In 2005, Barton published Beneath Flanders Fields, a history of the British tunnellers fighting in the Ypres Salient from 1914 to 1918, for which he collaborated with Peter Doyle and Johan Vandewalle. Between 2006 and 2011, Barton rediscovered and published several panoramic perspectives of the Western Front which allow readers to view the battlefields from the Belgian coast to the British lines at the Somme.[1]

Livens Large Gallery Flame Projector

With his colleagues Simon Jones and Jeremy Banning, he has been involved in several large-scale archaeological projects on the former Western Front, including the successful dig at Zonnebeke near Ypres in January 2008 that rediscovered the Vampire dugout and the successful dig in May 2010 at Mametz on the Somme for surviving pieces of a Livens Large Gallery Flame Projector. The Zonnebeke excavation was shown on UK television as "The Lost WWI Bunker" (Time Team Special 33, first aired on 10 November 2008), while the Mametz excavation was shown on UK television as "The Somme's Secret Weapon" (Time Team Special 42, first aired on 14 April 2011). A version of the latter documentary, entitled "Breathing Fire" was broadcast internationally in autumn 2011.

Barton designed the Tunnellers Memorial at Givenchy-lès-la-Bassée, unveiled on 19 June 2010, to commemorate the action on 26 June 1916 for which William Hackett of 254th Tunnelling Company was awarded the Victoria Cross. The memorial stands at the site of the Shaftesbury Shaft and the Red Dragon Crater. Its dimensions, 3.9 feet (120 cm) high and 2.6 feet (80 cm) wide, mirror the standard interior proportions of mine galleries constructed by the tunnelling companies in the Flanders clays.[2]

Working with the Red Cross' records at their headquarters in Geneva, Barton has examined records that have lain virtually untouched since 1918, and estimates that there could be 20 million sets of details, carefully entered on card indexes, or written into ledgers.[3][4] Barton has also worked alongside Glasgow University Archaeology Research Division[5] to locate and explore mass graves at the Pheasant Wood site at Fromelles.[6][7] The Australian Government commissioned him to carry out research into the identities of the casualties discovered.

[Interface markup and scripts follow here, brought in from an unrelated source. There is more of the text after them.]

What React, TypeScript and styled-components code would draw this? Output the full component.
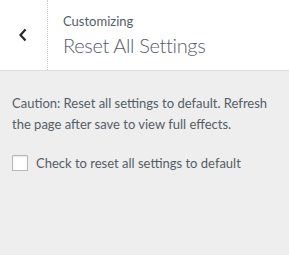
import React from 'react';
import styled, {createGlobalStyle} from 'styled-components';

const GlobalStyle = createGlobalStyle`
  html, body {
    margin: 0;
    padding: 0;
    background: #eeeeee;
  }
  body {
    font-family: Lato, "Liberation Sans", sans-serif;
    -webkit-font-smoothing: antialiased;
  }
`

const Panel = styled.div`
  width: 289px;
  height: 255px;
  background: #eeeeee;
  overflow: hidden;
`

const Header = styled.div`
  display: flex;
  height: 70px;
  background: #ffffff;
  border-bottom: 1px solid #dddddd;
`

const BackButton = styled.button`
  width: 48px;
  flex: none;
  display: flex;
  align-items: center;
  justify-content: center;
  padding: 0 2px 0 0;
  border: none;
  border-right: 1px dotted #cccccc;
  background: transparent;
  color: #23282d;
  cursor: pointer;
`

const TitleBlock = styled.div`
  display: flex;
  flex-direction: column;
  padding: 10px 0 0 15px;
`

const Action = styled.span`
  font-size: 13px;
  line-height: 22px;
  color: #555d66;
`

const Title = styled.h3`
  margin: 0;
  font-size: 20px;
  font-weight: 300;
  line-height: 26px;
  letter-spacing: -0.35px;
  color: #555d66;
`

const Content = styled.div`
  padding: 22px 12px 0;
`

const Description = styled.p`
  margin: 0 0 20px;
  font-size: 13px;
  line-height: 21px;
  color: #555d66;
`

const CheckRow = styled.label`
  display: flex;
  align-items: center;
  gap: 8px;
  font-size: 13px;
  color: #555d66;
  cursor: pointer;
`

const Box = styled.input`
  appearance: none;
  width: 16px;
  height: 16px;
  margin: 0;
  background: #ffffff;
  border: 1px solid #b4b9be;
  box-shadow: inset 0 1px 2px rgba(0, 0, 0, 0.1);
`

export default function App() {
  return (
    <Panel>
      <GlobalStyle/>
      <Header>
        <BackButton aria-label="Back">
          <svg width="10" height="14" viewBox="0 0 10 14">
            <path d="M7.5 1.5 L2.5 7 L7.5 12.5" fill="none" stroke="#23282d" strokeWidth="2.2"/>
          </svg>
        </BackButton>
        <TitleBlock>
          <Action>Customizing</Action>
          <Title>Reset All Settings</Title>
        </TitleBlock>
      </Header>
      <Content>
        <Description>
          Caution: Reset all settings to default. Refresh the page after save to view full effects.
        </Description>
        <CheckRow>
          <Box type="checkbox"/>
          Check to reset all settings to default
        </CheckRow>
      </Content>
    </Panel>
  );
}
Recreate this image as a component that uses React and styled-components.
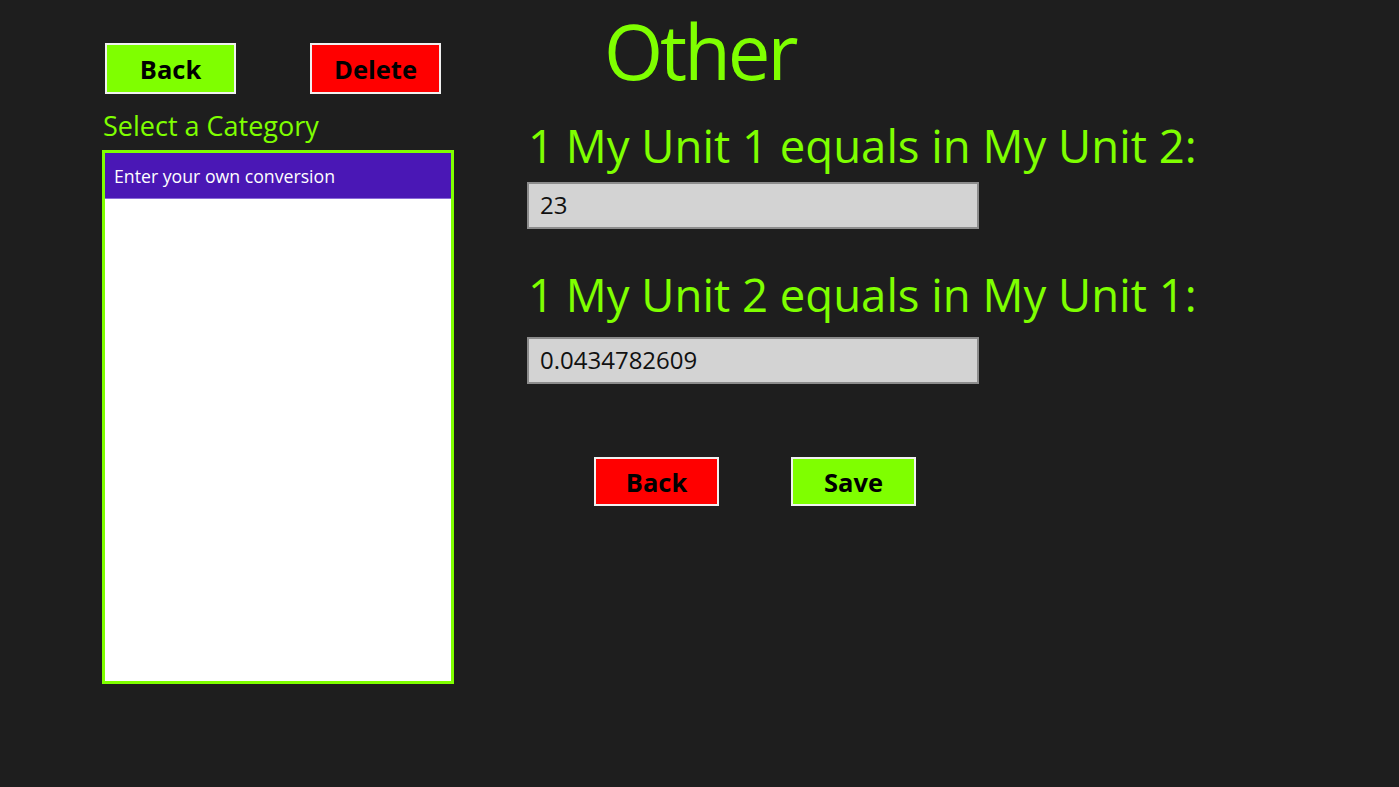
import styled, { createGlobalStyle } from 'styled-components'

const GlobalStyle = createGlobalStyle`
  html, body {
    margin: 0;
    padding: 0;
    background: #1e1e1e;
  }
  body {
    font-family: "Open Sans", "Noto Sans", sans-serif;
  }
`

const Page = styled.div`
  width: 1399px;
  height: 787px;
  background: #1e1e1e;
  display: flex;
  overflow: hidden;
`

const LeftColumn = styled.div`
  width: 352px;
  margin-left: 102px;
  padding-top: 43px;
  display: flex;
  flex-direction: column;
`

const TopButtons = styled.div`
  display: flex;
  gap: 74px;
  padding-left: 3px;
`

const ActionButton = styled.button`
  width: ${p => p.$w || 131}px;
  height: ${p => p.$h || 51}px;
  background: ${p => (p.$danger ? '#ff0000' : '#7fff00')};
  border: 2px solid #f0f0f0;
  color: #000;
  font-family: "Open Sans", sans-serif;
  font-weight: 700;
  font-size: 25.5px;
  line-height: 1;
  padding: 2px 0 0;
  cursor: pointer;
`

const Label = styled.div`
  margin-top: 18px;
  padding-left: 1px;
  color: #7fff00;
  font-size: 27px;
  line-height: 28px;
`

const CategoryList = styled.div`
  margin-top: 10px;
  height: 534px;
  box-sizing: border-box;
  border: 3px solid #7fff00;
  background: #fff;
`

const CategoryItem = styled.div`
  height: 46px;
  box-sizing: border-box;
  padding-left: 9px;
  display: flex;
  align-items: center;
  background: ${p => (p.$selected ? '#4a17b5' : 'transparent')};
  color: ${p => (p.$selected ? '#fff' : '#000')};
  font-size: 17.7px;
  border-bottom: 1px solid #8a6ad8;
`

const RightColumn = styled.div`
  margin-left: 73px;
  padding-top: 8px;
  display: flex;
  flex-direction: column;
`

const Title = styled.h1`
  margin: 0;
  padding-left: 77px;
  color: #7fff00;
  font-weight: 400;
  font-size: 76px;
  line-height: 86px;
  letter-spacing: -3px;
`

const Heading = styled.div`
  margin-top: ${p => p.$top}px;
  padding-left: 1px;
  color: #7fff00;
  font-size: 45.5px;
  line-height: 46px;
  white-space: nowrap;
`

const ValueInput = styled.input`
  margin-top: ${p => p.$top}px;
  width: 452px;
  height: 47px;
  box-sizing: border-box;
  background: #d3d3d3;
  border: 2px solid #8c8c8c;
  padding: 0 0 2px 11px;
  font-family: "Open Sans", sans-serif;
  font-size: 24px;
  color: #111;
  outline: none;
`

const BottomButtons = styled.div`
  margin-top: 73px;
  margin-left: 67px;
  display: flex;
  gap: 72px;
`

const App = () => {
  return (
    <>
      <GlobalStyle />
      <Page>
        <LeftColumn>
          <TopButtons>
            <ActionButton>Back</ActionButton>
            <ActionButton $danger>Delete</ActionButton>
          </TopButtons>
          <Label>Select a Category</Label>
          <CategoryList>
            <CategoryItem $selected>Enter your own conversion</CategoryItem>
          </CategoryList>
        </LeftColumn>
        <RightColumn>
          <Title>Other</Title>
          <Heading $top={28}>1 My Unit 1 equals in My Unit 2:</Heading>
          <ValueInput $top={14} defaultValue="23" />
          <Heading $top={42}>1 My Unit 2 equals in My Unit 1:</Heading>
          <ValueInput $top={20} defaultValue="0.0434782609" />
          <BottomButtons>
            <ActionButton $danger $w={125} $h={49}>Back</ActionButton>
            <ActionButton $w={125} $h={49}>Save</ActionButton>
          </BottomButtons>
        </RightColumn>
      </Page>
    </>
  )
}

export default App
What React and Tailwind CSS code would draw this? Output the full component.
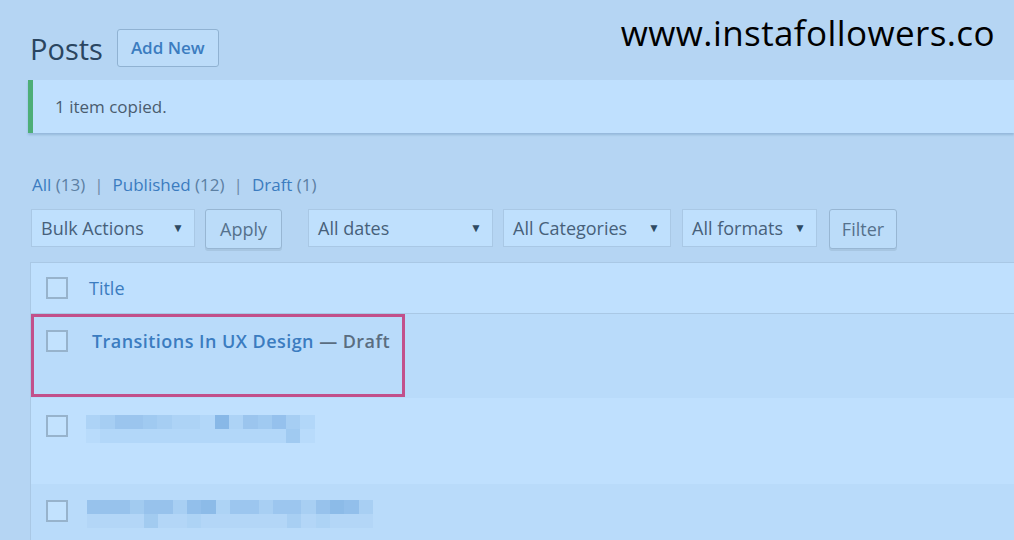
import React from 'react';

const font = { fontFamily: '"Open Sans", "Noto Sans", sans-serif' };

// pixel blocks standing in for the blurred post titles
const blurTop2 = [3, 4, 6, 6, 5, 4, 3, 3, 2, 9, 3, 6, 5, 7, 4, 2];
const blurBot2 = [1, 2, 2, 2, 2, 2, 2, 2, 2, 2, 2, 2, 2, 2, 5, 1];
const blurTop3 = [6, 6, 6, 4, 6, 6, 3, 7, 8, 2, 5, 5, 3, 5, 5, 3, 6, 8, 7, 3];
const blurBot3 = [1, 1, 1, 1, 4, 1, 1, 2, 1, 1, 1, 1, 1, 1, 3, 1, 2, 1, 1, 1];

function Blocks({ top, bottom }) {
  return (
    <div className="flex flex-col">
      {[top, bottom].map((line, i) => (
        <div key={i} className="flex h-[14px]">
          {line.map((a, j) => (
            <div key={j} className="w-[14.3px] h-full" style={{ backgroundColor: `rgba(110,165,220,${a * 0.075})` }} />
          ))}
        </div>
      ))}
    </div>
  );
}

function Checkbox() {
  return <div className="w-[22px] h-[22px] shrink-0 border-2 border-[#97b3cc] bg-[#c2e2fe]" />;
}

function Select({ label, width }) {
  return (
    <div className={`flex items-center justify-between h-[38px] ${width} pl-[9px] pr-[10px] border border-[#a9c8e5] bg-[#bfe0fd] text-[18px] leading-[22px] text-[#47607a]`}>
      <span>{label}</span>
      <span className="text-[12px] text-[#2f4a63]">▼</span>
    </div>
  );
}

function Button({ label, width }) {
  return (
    <div className={`flex items-center justify-center h-[40px] ${width} rounded-[3px] border border-[#97b6d3] bg-[#bbdcf9] shadow-[0_2px_0_#a7c6e2] text-[18px] leading-[22px] text-[#55718c]`}>
      {label}
    </div>
  );
}

export default function App() {
  return (
    <div className="relative w-[1014px] h-[540px] overflow-hidden bg-[#b5d5f3]" style={font}>
      <div className="absolute right-[19px] top-[7px] text-[35px] text-black tracking-[0.4px]" style={{ fontFamily: '"Open Sans", sans-serif' }}>
        www.instafollowers.co
      </div>

      <div className="pt-[29px]">
        <div className="flex items-center gap-[14px] pl-[30px]">
          <h1 className="text-[29px] leading-[37px] text-[#2a4560]">Posts</h1>
          <div className="h-[38px] px-[13px] flex items-center rounded-[3px] border border-[#90b2d2] bg-[#bcdcf9] text-[17px] font-semibold text-[#3b7cc0]">
            Add New
          </div>
        </div>

        <div className="mt-[13px] ml-[28px] h-[53px] flex items-center pl-[22px] border-l-[5px] border-[#4dae77] bg-[#bfe0fe] shadow-[0_2px_2px_rgba(110,150,190,0.45)] text-[17px] text-[#4a5c6e]">
          1 item copied.
        </div>

        <div className="mt-[41px] pl-[32px] flex items-center text-[17px] leading-[22px] text-[#3b7cc0]">
          <span>All <span className="text-[#5c7fa3]">(13)</span></span>
          <span className="mx-[9px] text-[#6d8aa6]">|</span>
          <span>Published <span className="text-[#5c7fa3]">(12)</span></span>
          <span className="mx-[9px] text-[#6d8aa6]">|</span>
          <span>Draft <span className="text-[#5c7fa3]">(1)</span></span>
        </div>

        <div className="mt-[13px] pl-[31px] flex items-start">
          <Select label="Bulk Actions" width="w-[164px]" />
          <div className="ml-[10px]"><Button label="Apply" width="w-[77px]" /></div>
          <div className="ml-[26px]"><Select label="All dates" width="w-[185px]" /></div>
          <div className="ml-[10px]"><Select label="All Categories" width="w-[168px]" /></div>
          <div className="ml-[11px]"><Select label="All formats" width="w-[135px]" /></div>
          <div className="ml-[12px]"><Button label="Filter" width="w-[68px]" /></div>
        </div>

        <div className="mt-[13px] ml-[30px] border-l border-t border-[#a9c8e5]">
          <div className="h-[51px] flex items-center gap-[21px] pl-[15px] bg-[#bfe0fe] border-b border-[#a9c8e5] text-[18px] text-[#3b7cc0]">
            <Checkbox />
            <span>Title</span>
          </div>

          <div className="relative h-[84px] flex items-start gap-[24px] pl-[15px] pt-[16px] bg-[#b9dbfa]">
            <Checkbox />
            <span className="text-[18px] font-semibold leading-[22px] tracking-[0.45px] text-[#3b7cc0]">
              Transitions In UX Design <span className="text-[#5a6d80]">— Draft</span>
            </span>
            <div className="absolute left-0 top-0 w-[374px] h-[83px] border-[3px] border-[#c2508b]" />
          </div>

          <div className="h-[86px] flex items-start gap-[18px] pl-[15px] pt-[17px] bg-[#bfe0fe]">
            <Checkbox />
            <Blocks top={blurTop2} bottom={blurBot2} />
          </div>

          <div className="h-[60px] flex items-start gap-[19px] pl-[15px] pt-[16px] bg-[#b9dbfa]">
            <Checkbox />
            <Blocks top={blurTop3} bottom={blurBot3} />
          </div>
        </div>
      </div>
    </div>
  );
}
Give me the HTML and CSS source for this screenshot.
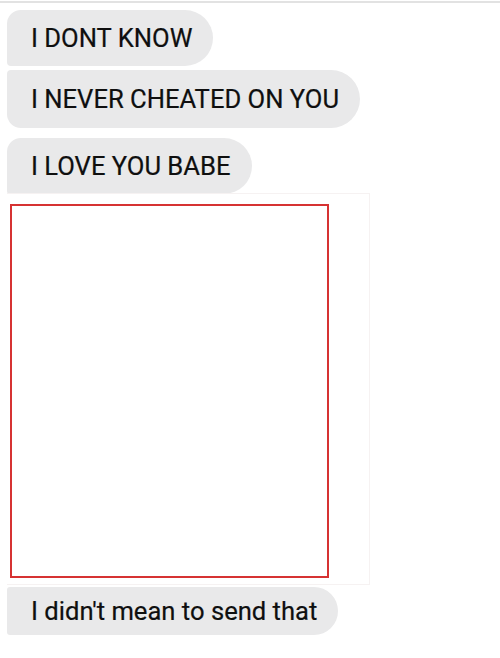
FILE: index.html
```html
<!DOCTYPE html>
<html lang="en">
<head>
    <meta charset="UTF-8">
    <meta name="viewport" content="width=device-width, initial-scale=1.0">
    <title>Messages</title>
    <link rel="stylesheet" href="styles.css">
</head>
<body>
    <div class="top-line"></div>

    <div class="thread">
        <div class="bubble first">I DONT KNOW</div>
        <div class="bubble middle">I NEVER CHEATED ON YOU</div>
        <div class="bubble last">I LOVE YOU BABE</div>

        <div class="attachment">
            <div class="frame"></div>
        </div>

        <div class="bubble final">I didn't mean to send that</div>
    </div>
</body>
</html>
```

FILE: styles.css
```css
body {
    font-family: Roboto, "Liberation Sans", Arial, sans-serif;
    margin: 0;
    background-color: #fff;
    color: #0f0f0f;
    height: 658px;
    overflow: hidden;
}

.top-line {
    margin-top: 1px;
    height: 2px;
    background-color: #e2e2e2;
}

.thread {
    display: flex;
    flex-direction: column;
    align-items: flex-start;
    padding: 7px 0 0 7px;
}

.bubble {
    background-color: #e9e9ea;
    font-size: 25.6px;
    line-height: 30px;
    padding: 13px 21px 13px 24px;
    border-radius: 28px;
    white-space: nowrap;
    -webkit-text-stroke: 0.2px #0f0f0f;
}

.bubble.first {
    border-radius: 14px 28px 28px 4px;
}

.bubble.middle {
    margin-top: 4px;
    padding-top: 14px;
    padding-bottom: 14px;
    border-radius: 4px 29px 29px 14px;
}

.bubble.last {
    margin-top: 10px;
    border-radius: 14px 28px 28px 3px;
}

.attachment {
    margin-top: -1px;
    width: 363px;
    height: 392px;
    border: 1px solid #f6f2f2;
    border-left: none;
    box-sizing: border-box;
    padding: 10px 0 0 3px;
}

.frame {
    width: 319px;
    height: 374px;
    border: 2px solid #d63232;
    box-sizing: border-box;
}

.bubble.final {
    margin-top: 2px;
    padding-top: 9px;
    padding-bottom: 9px;
    border-radius: 3px 24px 24px 3px;
}
```
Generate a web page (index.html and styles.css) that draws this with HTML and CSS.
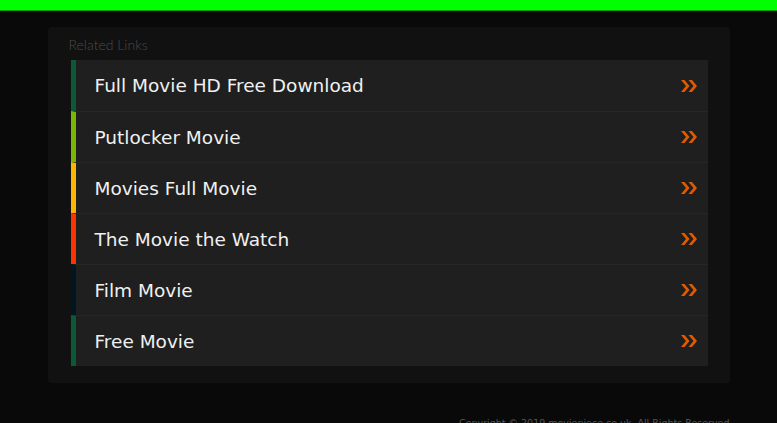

La Boisselle mine crater, August 1916

Since 2011, Barton, Jones and Banning have been involved with the La Boisselle Project of the La Boisselle Study Group,[8] a long-term archaeological, historical, technological and genealogical study of a site at Ovillers-la-Boisselle in the Somme department in Picardy in northern France. The area (known in the First World War as Îlot de La Boisselle to the French, as Granathof to the Germans and as Glory Hole to the British) still has mine craters as well as traces of trenches, shelters and tunnels related to underground warfare in this former sector of the front line.[9] Barton also wrote, produced and presented a television documentary on the archaeology of the World War I tunnels beneath La Boisselle, which was shown on UK television as "The Somme: Secret Tunnel Wars" (BBC Four, first aired on 20 May 2013).[10]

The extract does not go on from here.